Press the Function button a few times until CalVFO is displayed. Now turn the function control one way or the other until the Frequency Counter displays the correct IF frequency. This will be 23.201.500 MHZ for a 9MHZ IF, and 24.901.500 for a 10.7MHZ IF. When it is spot on, press the SET button. This will save the calibration in E2PROM so that at power up the calibration is remembered permanently. It should never (but can) need to be redone.

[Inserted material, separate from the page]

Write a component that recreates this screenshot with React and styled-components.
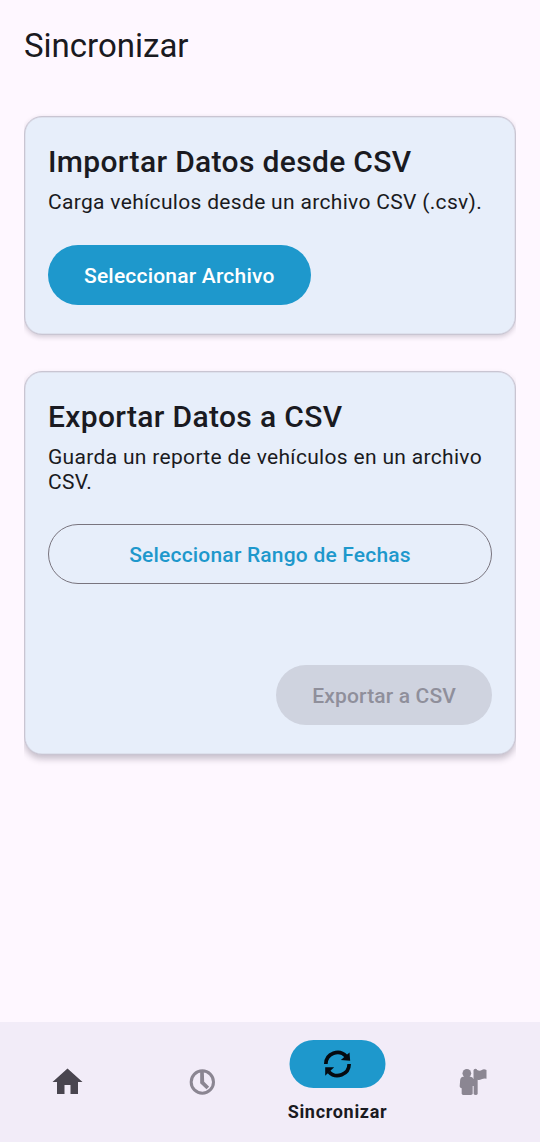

CALIBRATE BFO. Use a frequency counter and measure the BFO signal. This can be done Pin 1 of J7. Ensure the MODE is set to USB.
Press the Function button until CalBFO is displayed. Now turn the function control one way or the other until the Frequency Counter displays the correct BFO frequency. This will be 9.001.500 MHZ for a 9MHZ IF, and 10.701.500 for a 10.7MHZ IF. When it is spot on, press the SET button. This will save the calibration in E2PROM so that at power up the calibration is remembered permanently. It should never (but can) need to be redone.
For interest. To see what the SLAVE processor is doing an LCD1602 with an I2C module can be plugged into port J16 on the CPU board. This is a development tool to ‘see’ into the SLAVE and what is happening, and is not of that much interest to the builder.